In 2019, on their 10th anniversary, the two countries have initiated a review process to consider updates to the MPs. This review is appropriate at the 10th anniversary of their publication. A Dutch firm, Deltares, was appointed to lead the process of review in 2019.

A review of the MPs after a decade

Our initial interactions suggest that this new team has much to learn on the intricacies of the subject matter. They have not followed much of the recommended program. Nor have they connected much with prior Expert Group members. It appears that most contact has been with rogue operators on the lake, who have been unable to comply with the MPs.  They have accepted submissions from disaffected scientists that previously objected to the content of the MPs.

The review may still be underway, but communication has been limited, especially with our prior expert group members. To date the review panel  has only issued a confusing set of questions to the 2007-2009 Expert Group. The responses acknowledged receipt of our answers.  Most questions were based on grievances, complaining of the prior rejection of alternate gas treatment theories. These have been thoroughly debunked in 2008 and 2009, but here we go again.

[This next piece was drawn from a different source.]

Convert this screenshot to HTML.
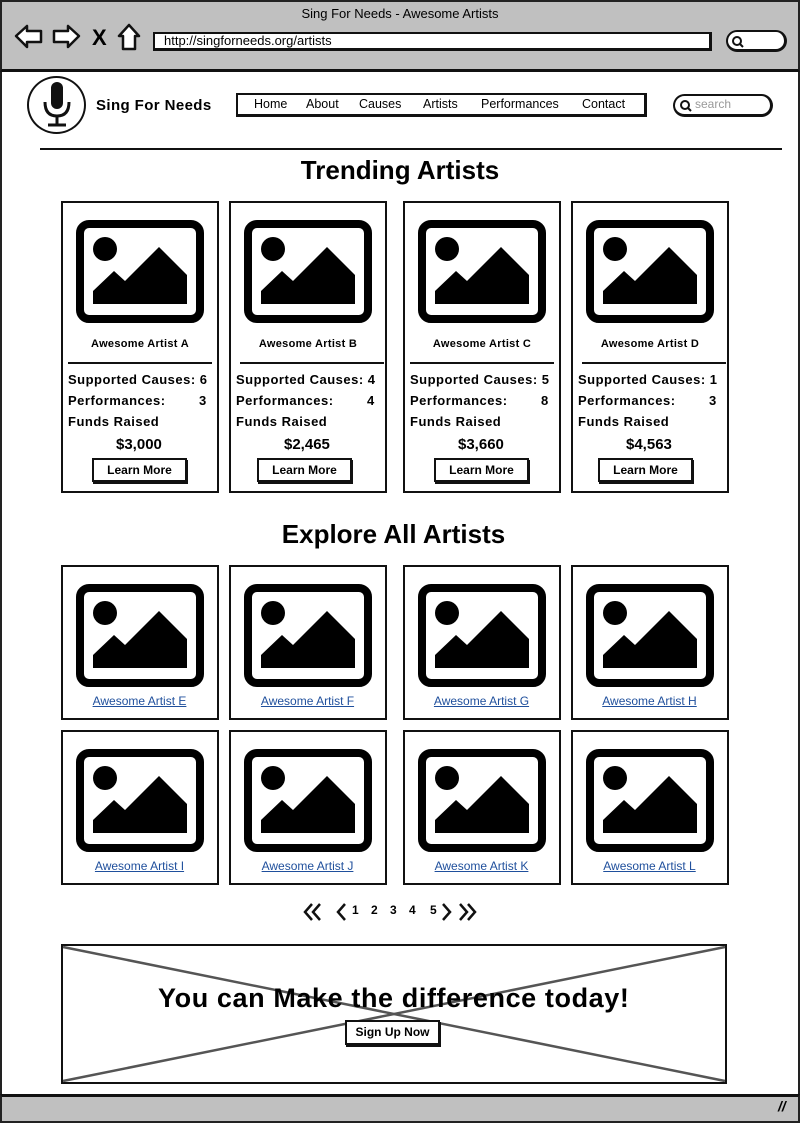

Some surprising new theories arose in the questions posed, one referencing new gas survey reports. They are suggesting that the methane cannot be biogenic any more. Does this finding “cancel” dozens of prior survey results and hundreds of academic papers? Instead, do the proponents theorise that the methane must be fossil-sourced to better fit the new data set?

Their logic is based simply on the survey’s lower gas content results in the lake. These survey findings came from a different, untested method for deep water measuring of gas concentration. So now we ask where the new theory will lead us? Will all the rules be rewritten around them?

What happens next with the review?

It has been a year since the original experts responded, expressing grave concerns on these new findings. But since then, nothing has been heard in reply. Perhaps the revisionists are still trying to make sense out of a Monty Pythonesque “new theory of everything”.